2.boot a guest with mlock=on
cmd:

/usr/libexec/qemu-kvm -machine q35,accel=kvm -name rhel7.2 \

-m 1536 -cpu Opteron_G3,check -smp 4,sockets=2,cores=2,threads=1,maxcpus=32 \

-realtime mlock=on -object memory-backend-ram,host-nodes=0,policy=bind,id=mem-0,size=512M,prealloc=yes -numa node,memdev=mem-0 \

-object memory-backend-ram,host-nodes=1,policy=bind,id=mem-1,size=1024M,prealloc=yes -numa node,memdev=mem-1 \

 -uuid 49a3438a-70a3-4ba8-92ce-3a05e0934608 -nodefaults -rtc base=utc,driftfix=slew -global kvm-pit.lost_tick_policy=discard -no-shutdown -global PIIX4_PM.disable_s3=1 -global PIIX4_PM.disable_s4=1 -boot order=c,menu=on,strict=on \

-drive file=/media/RHEL-server-7.2-64.qcow2,if=none,id=drive-data-disk1,cache=writethrough,format=qcow2,aio=native,werror=stop,rerror=stop -device virtio-scsi-pci,id=scsi1,addr=0x13 -device scsi-hd,drive=drive-data-disk1,bus=scsi1.0,id=data-disk1,bootindex=0 \

-netdev tap,id=hostnet0,vhost=on,id=hostnet0,script=/etc/qemu-ifup -device virtio-net-pci,netdev=hostnet0,id=virtio-net-pci0,mac=de:e0:7a:d2:b4:56,bus=pcie.0,addr=0x14 \

-device qxl-vga,id=video0,ram_size=67108864,vram_size=67108864,vgamem_mb=8,bus=pcie.0,addr=0x11 -spice port=5000,password=redhat,seamless-migration=on,agent-mouse=off -usb -device usb-tablet,id=input0 -monitor stdio

3.Check the mlock related pages in host again



Actual results:
after step 1:

# grep nr_mlock /proc/vmstat
nr_mlock 0
# grep nr_unevictable /proc/vmstat
nr_unevictable 0

after step 3:

The nr_mlock (the nr_mlock is equal to the nr_unevictable) changes from 331527 (< 1536M  ) to 472146 (> 1536M) slowly.
When comliping kernel in guest, the nr_mlock in host reduces to 3584 quickly, then changes from 3584 to about 472146.


Expected results:
after step 3:
The nr_mlock should is 393216 (1536M*1024/4).  It should not have a big fluctuate. 

Additional info:
The memory page size is 4K.

Comment 2 Luiz Capitulino 2015-09-24 18:01:09 UTC
This is not a bug.

nr_mlock changing dynamically is OK because it also accounts for QEMU's stack and dynamic allocated memory, which grows and shrinks all the time. Also, it accounts for other processes as well that may be created/destroyed while you run the test.

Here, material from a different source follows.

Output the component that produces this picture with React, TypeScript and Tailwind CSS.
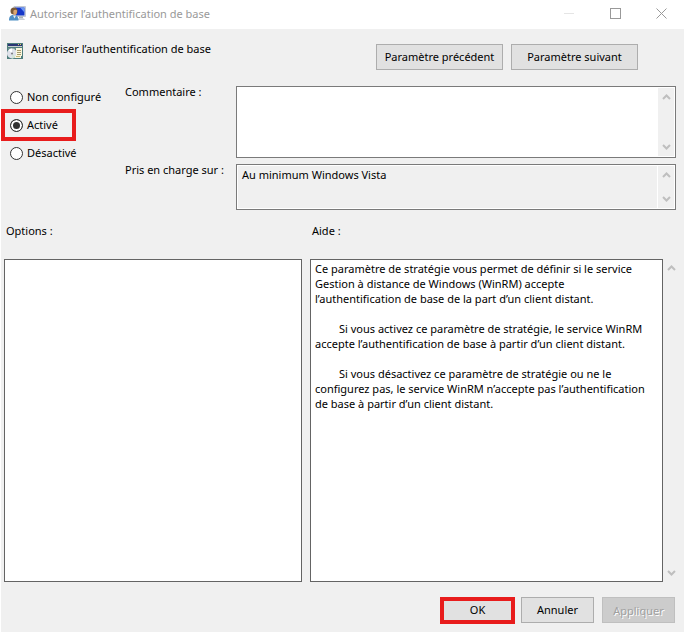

If you're checking nr_mlock as part of a test-case verification, you have to check for the minimum value it should have. This minimum value (if discarding QEMU's own memory, which will change overtime) is:

(guest-memory * 1024 * 1024) / 4096

In your case this gives 393216, which looks correct. I've also tested this with latest kernel and qemu-kvm-rhev, and it works as expected.

PS: While testing this I found out that hugetlb pages are not accounted for, but we already have bug 1221443 for this. I'll add my findings there.